══ SOURCE EXCERPT
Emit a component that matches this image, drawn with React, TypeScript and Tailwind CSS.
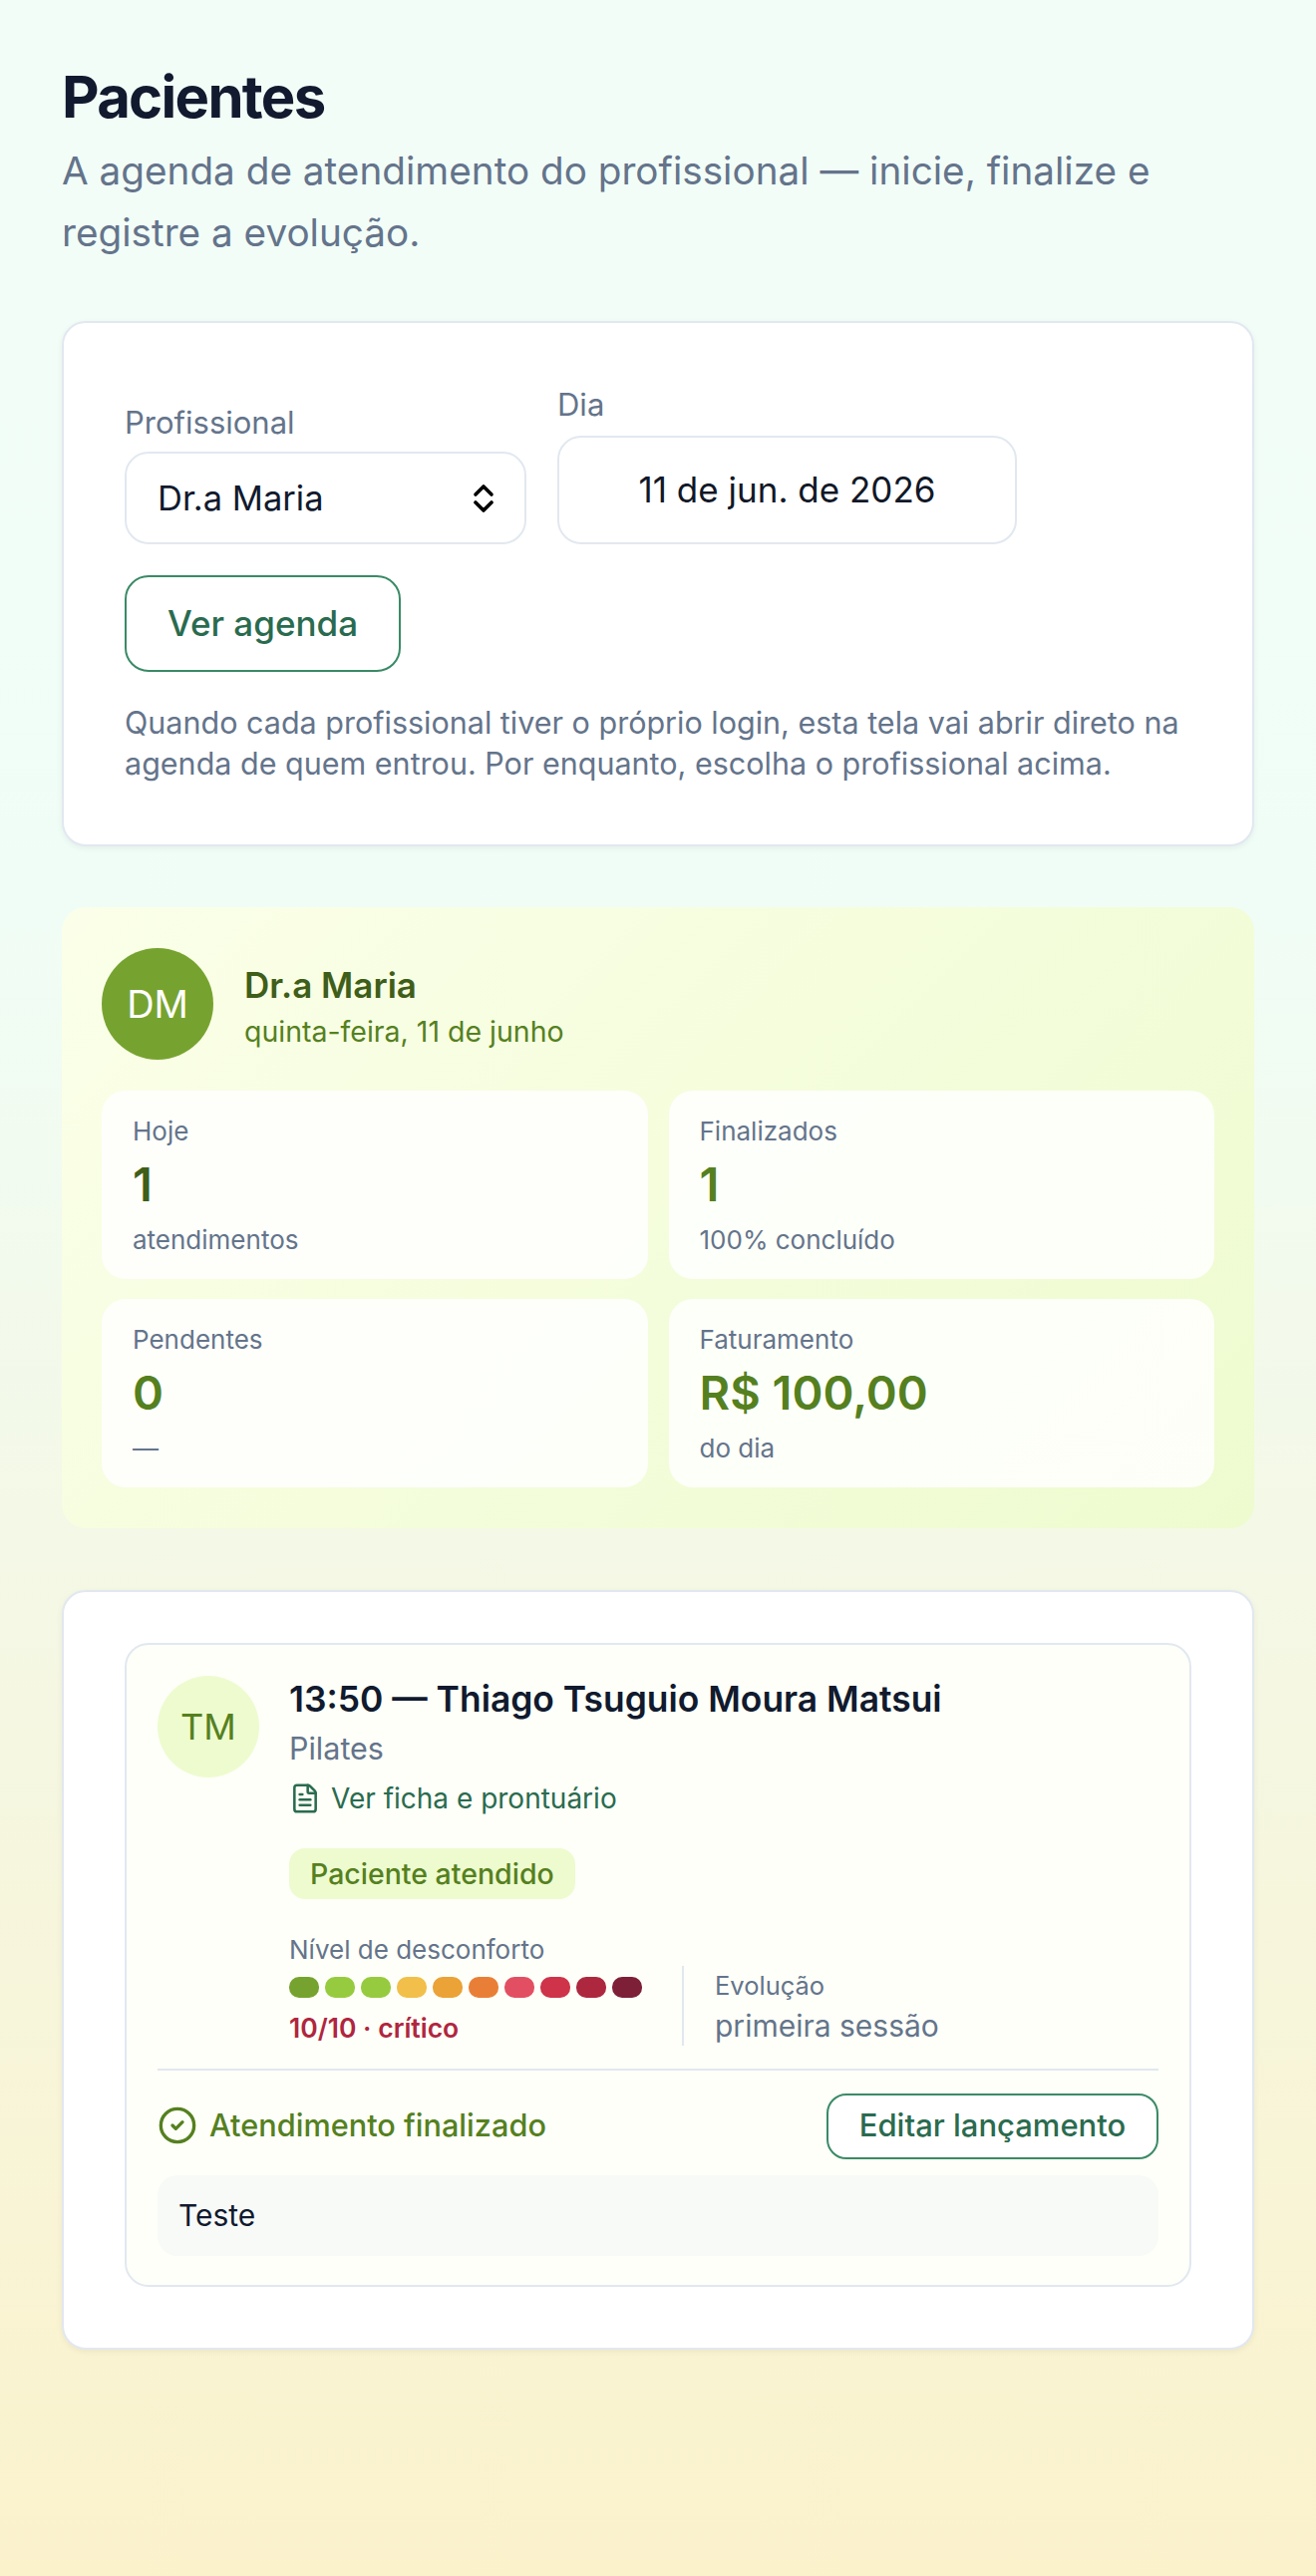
import { CircleCheck, FileText } from "lucide-react";

const levels = [
  "bg-[#76a32f]",
  "bg-[#97cb3f]",
  "bg-[#97cb3f]",
  "bg-[#f2bf4a]",
  "bg-[#eba236]",
  "bg-[#e97f36]",
  "bg-[#e34f62]",
  "bg-[#cf3349]",
  "bg-[#ad283f]",
  "bg-[#7e1f38]",
];

function Stat({ label, value, note, strong }: { label: string; value: string; note: string; strong?: boolean }) {
  return (
    <div className="h-[189px] rounded-[24px] bg-white/85 px-[31px] pt-[23px]">
      <div className="text-[26px] leading-[36px] text-[#64748b]">{label}</div>
      <div className={`mt-[5px] text-[47px] leading-[60px] font-semibold ${strong ? "text-[#3f5e1a]" : "text-[#55801f]"}`}>
        {value}
      </div>
      <div className="mt-[6px] text-[26px] leading-[40px] text-[#64748b]">{note}</div>
    </div>
  );
}

export default function App() {
  return (
    <div className="min-h-[2584px] w-[1320px] bg-[linear-gradient(180deg,#f3fdf8_0%,#f0fdf6_35%,#f4f8e6_60%,#fbf2cc_100%)] px-[62px] pt-[62px] font-[Inter,sans-serif] text-[#111827]">
      {/* Encabezado */}
      <h1 className="text-[58px] leading-[70px] font-bold tracking-[-1.7px] text-[#111a2e]">Pacientes</h1>
      <p className="mt-[8px] text-[38.7px] leading-[62px] text-[#64748b]">
        A agenda de atendimento do profissional — inicie, finalize e registre a evolução.
      </p>

      {/* Selector de profissional */}
      <section className="mt-[58px] h-[527px] rounded-[24px] border-2 border-[#e2e8f0] bg-white px-[61px] pt-[62px] shadow-[0_2px_6px_rgba(15,23,42,0.06)]">
        <div className="flex items-end gap-[31px]">
          <div>
            <div className="mb-[9px] text-[31px] leading-[40px] text-[#64748b]">Profissional</div>
            <div className="flex h-[93px] w-[403px] items-center justify-between rounded-[24px] border-2 border-[#e2e8f0] pr-[30px] pl-[31px] text-[34.5px] text-[#111a2e]">
              Dr.a Maria
              <svg width="22" height="30" viewBox="0 0 22 30" fill="none" stroke="#000" strokeWidth="3.6" strokeLinecap="round" strokeLinejoin="round">
                <path d="M3 11 11 3l8 8" />
                <path d="M3 19l8 8 8-8" />
              </svg>
            </div>
          </div>
          <div>
            <div className="mb-[11px] text-[31px] leading-[40px] text-[#64748b]">Dia</div>
            <div className="flex h-[109px] w-[461px] items-center justify-center rounded-[24px] border-2 border-[#e2e8f0] text-[35px] text-[#111827]">
              11 de jun. de 2026
            </div>
          </div>
        </div>
        <button className="mt-[31px] h-[97px] w-[277px] rounded-[24px] border-2 border-[#3a8a66] text-[35px] font-medium text-[#2a6b4f]">
          Ver agenda
        </button>
        <p className="mt-[30px] text-[30.5px] leading-[41px] text-[#64748b]">
          Quando cada profissional tiver o próprio login, esta tela vai abrir direto na agenda de quem entrou. Por enquanto, escolha o profissional acima.
        </p>
      </section>

      {/* Resumo do dia */}
      <section className="mt-[61px] h-[623px] rounded-[24px] bg-[linear-gradient(135deg,#fbffe9_0%,#eefbcf_100%)] px-[40px] pt-[41px]">
        <div className="flex items-center gap-[31px]">
          <div className="flex h-[112px] w-[112px] items-center justify-center rounded-full bg-[#76a32f] text-[38px] text-white">DM</div>
          <div className="pt-[5px]">
            <div className="text-[35px] leading-[46px] font-semibold text-[#3f5e1a]">Dr.a Maria</div>
            <div className="mt-[4px] text-[28.5px] leading-[40px] text-[#55801f]">quinta-feira, 11 de junho</div>
          </div>
        </div>
        <div className="mt-[31px] grid grid-cols-2 gap-x-[21px] gap-y-[20px]">
          <Stat label="Hoje" value="1" note="atendimentos" strong />
          <Stat label="Finalizados" value="1" note="100% concluído" />
          <Stat label="Pendentes" value="0" note="—" />
          <Stat label="Faturamento" value="R$ 100,00" note="do dia" />
        </div>
      </section>

      {/* Lista de atendimentos */}
      <section className="mt-[62px] h-[762px] rounded-[24px] border-2 border-[#e2e8f0] bg-white px-[61px] pt-[51px] shadow-[0_2px_6px_rgba(15,23,42,0.06)]">
        <article className="h-[646px] rounded-[24px] border-2 border-[#e2e8f0] bg-[#fdfff8] px-[31px] pt-[31px]">
          <div className="flex gap-[30px]">
            <div className="flex h-[102px] w-[102px] shrink-0 items-center justify-center rounded-full bg-[#eefbcf] text-[36px] text-[#55801f]">TM</div>
            <div>
              <div className="text-[35.4px] leading-[48px] font-semibold text-[#111a2e]">13:50 — Thiago Tsuguio Moura Matsui</div>
              <div className="mt-[3px] text-[30.5px] leading-[44px] text-[#64748b]">Pilates</div>
              <div className="mt-[8px] flex items-center gap-[10px] text-[28px] leading-[40px] text-[#2a6b4f]">
                <FileText className="h-[32px] w-[32px]" strokeWidth={1.9} />
                Ver ficha e prontuário
              </div>
              <div className="mt-[30px] inline-block h-[51px] rounded-[16px] bg-[#eefbcf] px-[21px] text-[28.5px] leading-[51px] font-medium text-[#55801f]">
                Paciente atendido
              </div>
              <div className="mt-[33px] flex items-end">
                <div className="w-[394px]">
                  <div className="text-[26px] leading-[36px] text-[#64748b]">Nível de desconforto</div>
                  <div className="mt-[9px] flex gap-[6px]">
                    {levels.map((c, i) => (
                      <span key={i} className={`h-[21px] w-[30px] rounded-[10px] ${c}`} />
                    ))}
                  </div>
                  <div className="mt-[12px] text-[26.5px] leading-[36px] font-semibold text-[#b0263f]">10/10 · crítico</div>
                </div>
                <div className="flex h-[80px] flex-col justify-end border-l-2 border-[#e2e8f0] pl-[31px]">
                  <div className="text-[25.5px] leading-[36px] text-[#64748b]">Evolução</div>
                  <div className="mt-[2px] text-[30px] leading-[40px] text-[#64748b]">primeira sessão</div>
                </div>
              </div>
            </div>
          </div>
          <div className="mt-[23px] flex h-[91px] items-center justify-between border-t-2 border-[#e2e8f0] pt-[22px]">
            <div className="flex items-center gap-[12px] text-[30.7px] font-medium text-[#55801f]">
              <CircleCheck className="h-[40px] w-[40px]" strokeWidth={2} />
              Atendimento finalizado
            </div>
            <button className="h-[66px] w-[333px] rounded-[20px] border-2 border-[#3a8a66] bg-white text-[31px] font-medium text-[#2a6b4f]">
              Editar lançamento
            </button>
          </div>
          <div className="mt-[16px] h-[81px] rounded-[20px] bg-[#f8faf8] px-[21px] text-[30px] leading-[81px] text-[#111a2e]">Teste</div>
        </article>
      </section>
    </div>
  );
}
════
▸ DIRECTIONS FOR THIS TASK
Output the material word for word, omitting its pictures.

▸ CORRECT RESULT
Emit a component that matches this image, drawn with React, TypeScript and Tailwind CSS.
import { CircleCheck, FileText } from "lucide-react";

const levels = [
  "bg-[#76a32f]",
  "bg-[#97cb3f]",
  "bg-[#97cb3f]",
  "bg-[#f2bf4a]",
  "bg-[#eba236]",
  "bg-[#e97f36]",
  "bg-[#e34f62]",
  "bg-[#cf3349]",
  "bg-[#ad283f]",
  "bg-[#7e1f38]",
];

function Stat({ label, value, note, strong }: { label: string; value: string; note: string; strong?: boolean }) {
  return (
    <div className="h-[189px] rounded-[24px] bg-white/85 px-[31px] pt-[23px]">
      <div className="text-[26px] leading-[36px] text-[#64748b]">{label}</div>
      <div className={`mt-[5px] text-[47px] leading-[60px] font-semibold ${strong ? "text-[#3f5e1a]" : "text-[#55801f]"}`}>
        {value}
      </div>
      <div className="mt-[6px] text-[26px] leading-[40px] text-[#64748b]">{note}</div>
    </div>
  );
}

export default function App() {
  return (
    <div className="min-h-[2584px] w-[1320px] bg-[linear-gradient(180deg,#f3fdf8_0%,#f0fdf6_35%,#f4f8e6_60%,#fbf2cc_100%)] px-[62px] pt-[62px] font-[Inter,sans-serif] text-[#111827]">
      {/* Encabezado */}
      <h1 className="text-[58px] leading-[70px] font-bold tracking-[-1.7px] text-[#111a2e]">Pacientes</h1>
      <p className="mt-[8px] text-[38.7px] leading-[62px] text-[#64748b]">
        A agenda de atendimento do profissional — inicie, finalize e registre a evolução.
      </p>

      {/* Selector de profissional */}
      <section className="mt-[58px] h-[527px] rounded-[24px] border-2 border-[#e2e8f0] bg-white px-[61px] pt-[62px] shadow-[0_2px_6px_rgba(15,23,42,0.06)]">
        <div className="flex items-end gap-[31px]">
          <div>
            <div className="mb-[9px] text-[31px] leading-[40px] text-[#64748b]">Profissional</div>
            <div className="flex h-[93px] w-[403px] items-center justify-between rounded-[24px] border-2 border-[#e2e8f0] pr-[30px] pl-[31px] text-[34.5px] text-[#111a2e]">
              Dr.a Maria
              <svg width="22" height="30" viewBox="0 0 22 30" fill="none" stroke="#000" strokeWidth="3.6" strokeLinecap="round" strokeLinejoin="round">
                <path d="M3 11 11 3l8 8" />
                <path d="M3 19l8 8 8-8" />
              </svg>
            </div>
          </div>
          <div>
            <div className="mb-[11px] text-[31px] leading-[40px] text-[#64748b]">Dia</div>
            <div className="flex h-[109px] w-[461px] items-center justify-center rounded-[24px] border-2 border-[#e2e8f0] text-[35px] text-[#111827]">
              11 de jun. de 2026
            </div>
          </div>
        </div>
        <button className="mt-[31px] h-[97px] w-[277px] rounded-[24px] border-2 border-[#3a8a66] text-[35px] font-medium text-[#2a6b4f]">
          Ver agenda
        </button>
        <p className="mt-[30px] text-[30.5px] leading-[41px] text-[#64748b]">
          Quando cada profissional tiver o próprio login, esta tela vai abrir direto na agenda de quem entrou. Por enquanto, escolha o profissional acima.
        </p>
      </section>

      {/* Resumo do dia */}
      <section className="mt-[61px] h-[623px] rounded-[24px] bg-[linear-gradient(135deg,#fbffe9_0%,#eefbcf_100%)] px-[40px] pt-[41px]">
        <div className="flex items-center gap-[31px]">
          <div className="flex h-[112px] w-[112px] items-center justify-center rounded-full bg-[#76a32f] text-[38px] text-white">DM</div>
          <div className="pt-[5px]">
            <div className="text-[35px] leading-[46px] font-semibold text-[#3f5e1a]">Dr.a Maria</div>
            <div className="mt-[4px] text-[28.5px] leading-[40px] text-[#55801f]">quinta-feira, 11 de junho</div>
          </div>
        </div>
        <div className="mt-[31px] grid grid-cols-2 gap-x-[21px] gap-y-[20px]">
          <Stat label="Hoje" value="1" note="atendimentos" strong />
          <Stat label="Finalizados" value="1" note="100% concluído" />
          <Stat label="Pendentes" value="0" note="—" />
          <Stat label="Faturamento" value="R$ 100,00" note="do dia" />
        </div>
      </section>

      {/* Lista de atendimentos */}
      <section className="mt-[62px] h-[762px] rounded-[24px] border-2 border-[#e2e8f0] bg-white px-[61px] pt-[51px] shadow-[0_2px_6px_rgba(15,23,42,0.06)]">
        <article className="h-[646px] rounded-[24px] border-2 border-[#e2e8f0] bg-[#fdfff8] px-[31px] pt-[31px]">
          <div className="flex gap-[30px]">
            <div className="flex h-[102px] w-[102px] shrink-0 items-center justify-center rounded-full bg-[#eefbcf] text-[36px] text-[#55801f]">TM</div>
            <div>
              <div className="text-[35.4px] leading-[48px] font-semibold text-[#111a2e]">13:50 — Thiago Tsuguio Moura Matsui</div>
              <div className="mt-[3px] text-[30.5px] leading-[44px] text-[#64748b]">Pilates</div>
              <div className="mt-[8px] flex items-center gap-[10px] text-[28px] leading-[40px] text-[#2a6b4f]">
                <FileText className="h-[32px] w-[32px]" strokeWidth={1.9} />
                Ver ficha e prontuário
              </div>
              <div className="mt-[30px] inline-block h-[51px] rounded-[16px] bg-[#eefbcf] px-[21px] text-[28.5px] leading-[51px] font-medium text-[#55801f]">
                Paciente atendido
              </div>
              <div className="mt-[33px] flex items-end">
                <div className="w-[394px]">
                  <div className="text-[26px] leading-[36px] text-[#64748b]">Nível de desconforto</div>
                  <div className="mt-[9px] flex gap-[6px]">
                    {levels.map((c, i) => (
                      <span key={i} className={`h-[21px] w-[30px] rounded-[10px] ${c}`} />
                    ))}
                  </div>
                  <div className="mt-[12px] text-[26.5px] leading-[36px] font-semibold text-[#b0263f]">10/10 · crítico</div>
                </div>
                <div className="flex h-[80px] flex-col justify-end border-l-2 border-[#e2e8f0] pl-[31px]">
                  <div className="text-[25.5px] leading-[36px] text-[#64748b]">Evolução</div>
                  <div className="mt-[2px] text-[30px] leading-[40px] text-[#64748b]">primeira sessão</div>
                </div>
              </div>
            </div>
          </div>
          <div className="mt-[23px] flex h-[91px] items-center justify-between border-t-2 border-[#e2e8f0] pt-[22px]">
            <div className="flex items-center gap-[12px] text-[30.7px] font-medium text-[#55801f]">
              <CircleCheck className="h-[40px] w-[40px]" strokeWidth={2} />
              Atendimento finalizado
            </div>
            <button className="h-[66px] w-[333px] rounded-[20px] border-2 border-[#3a8a66] bg-white text-[31px] font-medium text-[#2a6b4f]">
              Editar lançamento
            </button>
          </div>
          <div className="mt-[16px] h-[81px] rounded-[20px] bg-[#f8faf8] px-[21px] text-[30px] leading-[81px] text-[#111a2e]">Teste</div>
        </article>
      </section>
    </div>
  );
}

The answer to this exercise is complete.